Survey of Historic Sites and Buildings
Fort Gibson was one of the most important of the posts on the "Permanent Indian Frontier." The first fort established in Indian Territory, it was actively involved in the problems associated with the relocation there of the Five Civilized Tribes from the Southeast. A frontier hub of commerce and military activity, it was a key transportation point and a testing place for such newly activated organizations as the Ranger units and Dragoon Regiments.
Established in 1824 by Col. Matthew Arbuckle on the east bank of the Grand River just above its confluence with the Verdigris and Arkansas Rivers, the fort was responsible for keeping peace between the Osages, who opposed any intrusion into their territory, and the Cherokees, who were already filtering into Indian Territory. The post replaced Fort Smith, which had been too far south to control the Osages effectively and was to remain inactive, except for several months, until 1839. During the period of Indian removal, in the 1830's and 1840's, the Fort Gibson garrison helped receive, care for, settle, and enforce peace among immigrant Cherokees, Creeks, Choctaws, Seminoles, and Chickasaws, as well as attempted to protect them from the Plains Indians. Troops provided escorts for surveyors marking the boundaries of Indian lands; established other posts in Indian Territory, such as Forts Coffee and Wayne and Camp Holmes; laid out a network of military roads; and tried to control the illegal liquor traffic.
In 1834 the fort was the base for the Dragoon Expedition, originally under the command of Col. Henry Leavenworth, who died of fever en route. His successor, Col. Henry Dodge, met with some of the southern Plains tribes at the north fork of the Red River and persuaded them to send delegates to Fort Gibson for negotiations. As a result, in 1835 the tribes made their first treaties with the U.S. Government at Camp Holmes, Okla.
Fort Gibson was also a center of trade and travel. Located at a point beyond which river navigation was virtually impossible, it was a supply depot for a large area. Keelboats and later river steamers came up the Arkansas to the fort a few months each year, and unloaded passengers, military stores, and Indian trade goods. Traders furnished return cargoes. The Texas Road, which ran from north to south and linked the growing American settlements in Texas with the Missouri River Valley, passed by the fort, which became a way station for emigrants, freighters, and traders. The troops also provided escorts for road traffic. The fort continued to be a transportation and freighting center until the arrival in the region of the Missouri, Kansas, and Texas Railroad in 1872.
Originally a four-company post, the fort was expanded in 1831 to accommodate a regiment and it became the district headquarters, which overtaxed its limited capacity.
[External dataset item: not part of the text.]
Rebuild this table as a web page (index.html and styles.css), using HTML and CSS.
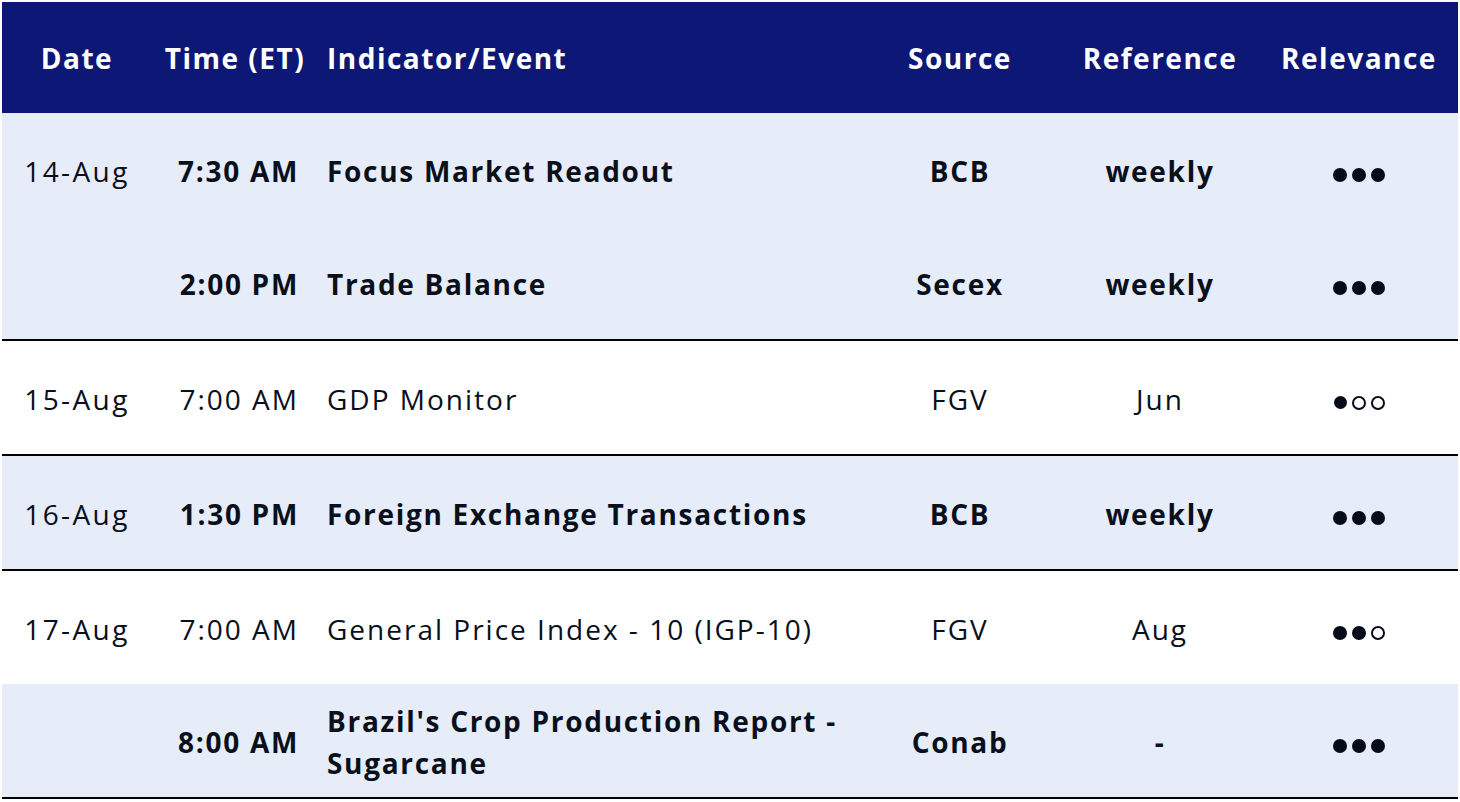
FILE: index.html
```html
<!DOCTYPE html>
<html lang="en">
<head>
<meta charset="utf-8">
<title>Calendar</title>
<link rel="stylesheet" href="styles.css">
</head>
<body>
<table class="cal">
  <colgroup>
    <col class="c-date"><col class="c-time"><col class="c-ind"><col class="c-src"><col class="c-ref"><col class="c-rel">
  </colgroup>
  <thead>
    <tr>
      <th>Date</th><th>Time (ET)</th><th class="left">Indicator/Event</th><th>Source</th><th>Reference</th><th>Relevance</th>
    </tr>
  </thead>
  <tbody>
    <tr class="hi">
      <td class="date">14-Aug</td><td class="time">7:30 AM</td><td class="ind">Focus Market Readout</td><td>BCB</td><td>weekly</td>
      <td><span class="dots"><i class="f"></i><i class="f"></i><i class="f"></i></span></td>
    </tr>
    <tr class="hi end">
      <td class="date"></td><td class="time">2:00 PM</td><td class="ind">Trade Balance</td><td>Secex</td><td>weekly</td>
      <td><span class="dots"><i class="f"></i><i class="f"></i><i class="f"></i></span></td>
    </tr>
    <tr class="lo end">
      <td class="date">15-Aug</td><td class="time">7:00 AM</td><td class="ind">GDP Monitor</td><td>FGV</td><td>Jun</td>
      <td><span class="dots"><i class="f s"></i><i class="o"></i><i class="o"></i></span></td>
    </tr>
    <tr class="hi end">
      <td class="date">16-Aug</td><td class="time">1:30 PM</td><td class="ind">Foreign Exchange Transactions</td><td>BCB</td><td>weekly</td>
      <td><span class="dots"><i class="f"></i><i class="f"></i><i class="f"></i></span></td>
    </tr>
    <tr class="lo">
      <td class="date">17-Aug</td><td class="time">7:00 AM</td><td class="ind">General Price Index - 10 (IGP-10)</td><td>FGV</td><td>Aug</td>
      <td><span class="dots"><i class="f"></i><i class="f"></i><i class="o"></i></span></td>
    </tr>
    <tr class="hi end">
      <td class="date"></td><td class="time">8:00 AM</td><td class="ind">Brazil's Crop Production Report - Sugarcane</td><td>Conab</td><td>-</td>
      <td><span class="dots"><i class="f"></i><i class="f"></i><i class="f"></i></span></td>
    </tr>
  </tbody>
</table>
</body>
</html>
```
FILE: styles.css
```css
html, body {
  margin: 0;
  padding: 0;
  background: #ffffff;
}
body {
  padding: 2px 2px 0 2px;
  font-family: "Open Sans", "Lato", sans-serif;
  color: #0a0f1c;
}
.cal {
  width: 1456px;
  border-collapse: collapse;
  table-layout: fixed;
  font-size: 28px;
}
.c-date { width: 150px; }
.c-time { width: 166px; }
.c-ind { width: 542px; }
.c-src { width: 200px; }
.c-ref { width: 200px; }
.c-rel { width: 198px; }

.cal thead th {
  background: #0d1876;
  color: #ffffff;
  font-weight: 700;
  letter-spacing: 1.5px;
  height: 110px;
  padding: 1px 0 0 0;
  text-align: center;
  white-space: nowrap;
}
.cal thead th.left {
  text-align: left;
  padding-left: 9px;
}
.cal td {
  height: 110px;
  padding: 3px 0 0 0;
  text-align: center;
  vertical-align: middle;
  line-height: 42px;
}
.cal tr.hi td { background: #e6ecf8; font-weight: 700; letter-spacing: 1.7px; }
.cal tr.lo td { background: #ffffff; font-weight: 400; letter-spacing: 2px; }
.cal tr.end td { border-bottom: 2px solid #000000; }
.cal td.date { font-weight: 400 !important; letter-spacing: 2.4px !important; }
.cal td.time {
  text-align: right;
  padding-right: 19px;
  white-space: nowrap;
}
.cal td.ind {
  text-align: left;
  padding-left: 9px;
  padding-right: 16px;
}
.dots {
  display: inline-flex;
  gap: 5px;
  align-items: center;
  vertical-align: middle;
}
.dots i {
  display: block;
  width: 14px;
  height: 14px;
  border-radius: 50%;
  box-sizing: border-box;
}
.dots i.f { background: #050b19; }
.dots i.f.s { width: 13px; height: 13px; }
.dots i.o { border: 2px solid #050b19; background: transparent; }
```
Situated on low ground, it was also subject to flooding and threatened by malaria. In 1846 construction began of a new post on the hill overlooking the old site. But the project proceeded slowly and by 1857 only one stone building, the commissary storehouse, had been finished. That year, because the Cherokees had been requesting that the fort be evacuated and because the frontier had moved westward, the Army abandoned it and the tribe took possession.
At the outbreak of the Civil War the Confederates occupied the fort, but in 1863 Union forces made it a Federal stronghold in Indian Territory and sought to strengthen the loyal element of the Cherokees. Regular troops replaced the Volunteers in 1866 and garrisoned the post until 1890. During this period the fort on the hill was completed; it consisted of seven large stone buildings and 10 frame ones.
Although the original fort has long since disappeared, the State of Oklahoma, under a Works Progress Administration (WPA) grant, completed in 1936 on a 55-acre tract a reconstruction of the original log stockade and a number of outlying log buildings almost on the original site. Except for the use of more durable materials, especially pine timber and lime chinking, the reconstruction is faithful to the original. Interpretive markers guide the visitor. On the ridge to the east overlooking the reconstructed stockade is the second fort site. Stone buildings, some now private homes, survive in various stages of repair, together with some ruins. A two-story stone barracks, which has porches running its length on both levels, is the most imposing structure and is in good condition. Owned by the State historical society, it is a private residence. One mile east of the town of Fort Gibson is the Fort Gibson National Cemetery. Many of the soldiers buried there were removed from Oklahoma Forts Towson, Arbuckle, and Washita.